One Last Time

I believe in many forms of medicine: plant, Western, ayervedic. But the best medicine is art. It takes me right down inside the deepest parts of myself. It allows my subconscious to surface.

After I battled breast cancer in my thirties, I created a musical play about the subject, “club termina.” I had lost a girlfriend to breast cancer, and I needed to speak for my friend who could no longer speak for herself. Sigrid watched as my cancer got “cured.” As I was given a better prognosis, Sigrid’s got more dire. I was caught between relief and a terrible, deep sorrow. I had no place to go that I wasn’t surrounded by grief and confusion after Sigrid died.  

That’s when I made this piece of theatre. I needed this medicine—because we had both expected to survive, and that’s not what happened. “club termina” would give me the chance to bring my lost friend back onstage for two hours a night.
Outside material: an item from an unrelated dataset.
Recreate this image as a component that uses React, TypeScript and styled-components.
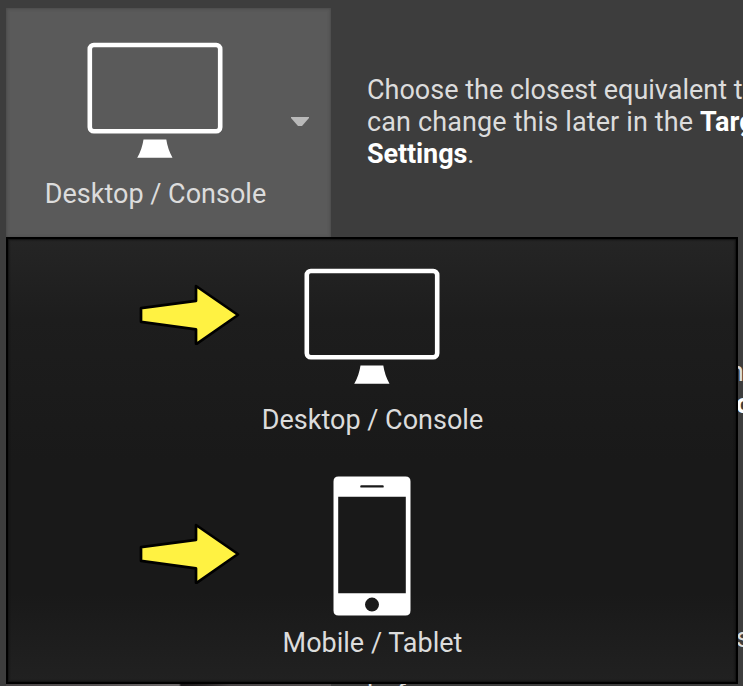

I wrote and produced the play, which takes place in a nightclub in the clouds where all the characters—each of whom struggled with breast cancer—are in transition from a life they just ended, and the existence they will move on to. Putting a show together is always difficult, and always filled with excitement and nerves. But this experience was magnified because of how close the material was to my heart.

We started the piece in semi-darkness, with ambient sounds of an operating room as my character—the one woman who would survive—was going under anaesthesia for surgery. The audience suddenly heard heart monitors, surgery machines, and somebody counting down: 100, 99, 98, 97. Then the lights started shining, and we were in our nightclub.
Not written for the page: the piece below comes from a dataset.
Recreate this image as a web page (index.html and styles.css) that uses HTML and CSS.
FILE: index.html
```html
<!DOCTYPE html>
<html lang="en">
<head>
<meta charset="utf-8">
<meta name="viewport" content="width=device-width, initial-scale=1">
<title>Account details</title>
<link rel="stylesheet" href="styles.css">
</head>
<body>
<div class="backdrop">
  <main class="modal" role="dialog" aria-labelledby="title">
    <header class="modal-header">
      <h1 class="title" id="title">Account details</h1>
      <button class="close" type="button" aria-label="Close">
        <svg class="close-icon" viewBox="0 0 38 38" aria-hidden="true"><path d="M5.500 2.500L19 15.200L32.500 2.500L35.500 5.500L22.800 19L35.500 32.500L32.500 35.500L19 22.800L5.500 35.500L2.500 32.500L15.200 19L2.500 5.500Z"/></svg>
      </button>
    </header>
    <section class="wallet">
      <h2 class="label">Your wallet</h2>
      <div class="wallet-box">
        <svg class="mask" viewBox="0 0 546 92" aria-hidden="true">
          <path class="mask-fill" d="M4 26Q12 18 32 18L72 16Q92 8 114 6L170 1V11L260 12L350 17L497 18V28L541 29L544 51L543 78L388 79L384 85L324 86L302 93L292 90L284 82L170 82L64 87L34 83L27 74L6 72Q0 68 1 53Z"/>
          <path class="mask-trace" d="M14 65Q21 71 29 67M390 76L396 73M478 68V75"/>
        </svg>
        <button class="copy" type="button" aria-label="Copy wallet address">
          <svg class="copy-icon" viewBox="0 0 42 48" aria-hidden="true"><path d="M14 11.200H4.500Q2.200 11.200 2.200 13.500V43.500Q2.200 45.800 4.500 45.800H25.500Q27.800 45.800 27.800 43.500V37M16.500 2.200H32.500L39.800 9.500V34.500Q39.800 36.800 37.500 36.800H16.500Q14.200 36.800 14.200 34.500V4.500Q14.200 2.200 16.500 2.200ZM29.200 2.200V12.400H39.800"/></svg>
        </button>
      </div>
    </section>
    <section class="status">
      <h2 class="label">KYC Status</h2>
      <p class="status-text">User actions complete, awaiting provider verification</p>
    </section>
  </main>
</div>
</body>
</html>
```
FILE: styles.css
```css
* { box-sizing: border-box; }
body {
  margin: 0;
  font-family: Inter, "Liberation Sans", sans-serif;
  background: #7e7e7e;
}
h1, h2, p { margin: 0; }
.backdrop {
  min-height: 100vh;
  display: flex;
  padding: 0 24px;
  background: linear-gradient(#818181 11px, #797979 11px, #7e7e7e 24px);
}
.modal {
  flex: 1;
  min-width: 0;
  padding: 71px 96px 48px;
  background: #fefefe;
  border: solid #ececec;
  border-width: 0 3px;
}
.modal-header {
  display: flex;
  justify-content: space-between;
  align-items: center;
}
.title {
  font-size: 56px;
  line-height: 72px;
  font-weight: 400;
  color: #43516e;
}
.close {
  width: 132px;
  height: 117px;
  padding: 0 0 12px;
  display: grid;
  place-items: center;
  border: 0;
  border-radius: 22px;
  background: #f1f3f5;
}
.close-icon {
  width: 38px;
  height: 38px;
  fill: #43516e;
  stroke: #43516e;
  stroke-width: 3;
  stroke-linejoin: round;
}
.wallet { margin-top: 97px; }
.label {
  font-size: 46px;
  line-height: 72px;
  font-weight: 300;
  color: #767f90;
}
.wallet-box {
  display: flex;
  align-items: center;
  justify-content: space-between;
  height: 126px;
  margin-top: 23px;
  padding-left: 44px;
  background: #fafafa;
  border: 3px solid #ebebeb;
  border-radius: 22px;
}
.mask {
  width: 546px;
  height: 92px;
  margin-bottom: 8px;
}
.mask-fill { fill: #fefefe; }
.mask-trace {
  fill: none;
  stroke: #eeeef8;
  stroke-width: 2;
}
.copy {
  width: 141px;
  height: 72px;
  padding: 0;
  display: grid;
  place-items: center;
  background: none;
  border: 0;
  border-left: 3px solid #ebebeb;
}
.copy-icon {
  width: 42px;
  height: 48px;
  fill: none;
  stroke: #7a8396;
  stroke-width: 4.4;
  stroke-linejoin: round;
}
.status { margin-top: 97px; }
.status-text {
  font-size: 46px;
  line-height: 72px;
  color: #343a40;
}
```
There was a bar and four women, all dead but very alive. The bar kept everybody lubed for the hard stuff in the stories. More important than the booze, a lot of the most difficult parts got told through ribald musical numbers. The music was a big part of why this nightclub, filled with women who had died of breast cancer, was a healing experience. I’m not a composer, but writing the songs in this play allowed me to tell the very sad stories I wanted to bring to life without becoming lost in my own grief one more time.
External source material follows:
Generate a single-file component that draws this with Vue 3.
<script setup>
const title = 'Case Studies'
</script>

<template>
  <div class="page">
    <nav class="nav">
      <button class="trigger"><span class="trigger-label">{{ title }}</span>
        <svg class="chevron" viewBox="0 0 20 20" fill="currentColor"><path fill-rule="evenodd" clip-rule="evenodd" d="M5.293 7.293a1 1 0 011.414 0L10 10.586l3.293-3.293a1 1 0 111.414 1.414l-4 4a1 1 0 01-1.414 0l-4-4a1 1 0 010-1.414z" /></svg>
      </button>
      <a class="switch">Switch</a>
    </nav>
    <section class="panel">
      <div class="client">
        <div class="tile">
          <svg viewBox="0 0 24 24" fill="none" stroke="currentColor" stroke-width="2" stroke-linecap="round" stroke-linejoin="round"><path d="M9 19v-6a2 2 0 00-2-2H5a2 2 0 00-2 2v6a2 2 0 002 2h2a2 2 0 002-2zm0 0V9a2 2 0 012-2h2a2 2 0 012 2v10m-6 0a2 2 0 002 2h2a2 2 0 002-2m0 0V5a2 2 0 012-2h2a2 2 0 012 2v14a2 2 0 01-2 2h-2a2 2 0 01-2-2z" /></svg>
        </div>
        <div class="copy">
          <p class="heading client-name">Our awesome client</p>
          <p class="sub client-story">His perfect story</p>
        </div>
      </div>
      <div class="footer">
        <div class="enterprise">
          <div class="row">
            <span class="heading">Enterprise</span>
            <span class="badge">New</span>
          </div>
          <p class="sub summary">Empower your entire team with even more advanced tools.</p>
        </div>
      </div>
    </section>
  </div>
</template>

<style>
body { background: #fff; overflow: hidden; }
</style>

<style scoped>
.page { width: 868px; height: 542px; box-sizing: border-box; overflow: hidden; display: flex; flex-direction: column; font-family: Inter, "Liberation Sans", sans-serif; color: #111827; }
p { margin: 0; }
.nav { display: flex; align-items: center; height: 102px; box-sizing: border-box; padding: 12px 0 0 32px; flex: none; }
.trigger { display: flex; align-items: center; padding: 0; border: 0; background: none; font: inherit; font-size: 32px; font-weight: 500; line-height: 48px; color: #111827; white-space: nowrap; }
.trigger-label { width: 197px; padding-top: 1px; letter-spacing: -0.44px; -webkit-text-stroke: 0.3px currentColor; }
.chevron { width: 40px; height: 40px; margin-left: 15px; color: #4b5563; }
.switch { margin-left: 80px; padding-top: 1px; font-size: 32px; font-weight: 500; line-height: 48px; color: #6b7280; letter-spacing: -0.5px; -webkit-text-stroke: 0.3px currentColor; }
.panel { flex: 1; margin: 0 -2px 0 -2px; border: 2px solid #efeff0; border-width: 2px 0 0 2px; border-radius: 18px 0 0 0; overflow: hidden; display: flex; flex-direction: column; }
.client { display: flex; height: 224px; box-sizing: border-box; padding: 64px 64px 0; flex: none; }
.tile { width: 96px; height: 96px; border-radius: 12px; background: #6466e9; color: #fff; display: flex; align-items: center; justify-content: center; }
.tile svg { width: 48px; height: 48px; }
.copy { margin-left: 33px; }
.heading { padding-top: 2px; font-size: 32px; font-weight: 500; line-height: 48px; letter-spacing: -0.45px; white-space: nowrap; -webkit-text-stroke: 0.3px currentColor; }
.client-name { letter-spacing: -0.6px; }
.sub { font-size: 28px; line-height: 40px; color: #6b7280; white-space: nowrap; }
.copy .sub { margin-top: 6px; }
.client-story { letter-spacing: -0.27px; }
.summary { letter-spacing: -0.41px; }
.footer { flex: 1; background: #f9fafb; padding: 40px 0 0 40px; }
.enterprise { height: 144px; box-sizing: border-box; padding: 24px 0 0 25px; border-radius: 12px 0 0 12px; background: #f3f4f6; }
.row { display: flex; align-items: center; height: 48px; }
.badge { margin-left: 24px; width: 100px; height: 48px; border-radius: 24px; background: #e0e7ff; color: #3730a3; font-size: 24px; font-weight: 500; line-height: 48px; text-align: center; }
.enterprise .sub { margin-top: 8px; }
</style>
You can say a lot about breast cancer in song that would otherwise be strange as dialogue. I wrote songs about begging for more time to live, seeing a dead body on the floor and realizing it was your own. These were rock ‘n’ roll, nothing operatic or morbid. Writing them, and then hearing them sung to music during rehearsal, lifted some of my own grief by helping me to explore what I’d been through and seek out light to mark the end of that tunnel. 

The “Itty Bitty Titty Blues” described a young woman’s desire to develop breasts, so she can feel like a woman. In the chorus I wrote lyrics to say something I had felt myself: My breasts have betrayed me / Yeah, they’ve broken my heart. All cancer is crazy and scary, of course—but for me, cancer in my breast felt like incredible cosmic betrayal. I liked my breasts! We had enjoyed things together!

The play ended with the character who had been in surgery coming back from her subconscious mind. She’s me, remember. And she is alone in the nightclub. The other women have moved on. 

She is, as she says in the closing song, “One Last Time,” condemned to live all by myself.

Follow me on Instagram to hear more from “club termina” each Thursday in October.

When I wrote “club termina,” I felt like the world was full of strangers. I felt like nobody could understand what it felt like to be so young and have a doctor talk to you about survival. I felt like no one could possibly fathom the depth of what I had lost when Sigrid died and I survived.

In my last phone call with Sigrid, when she was tired of fighting for her life and losing, I asked how her cats were. She told me they didn’t matter anymore. 

We closed the show with that song because that was what I wanted from my friend: One last time.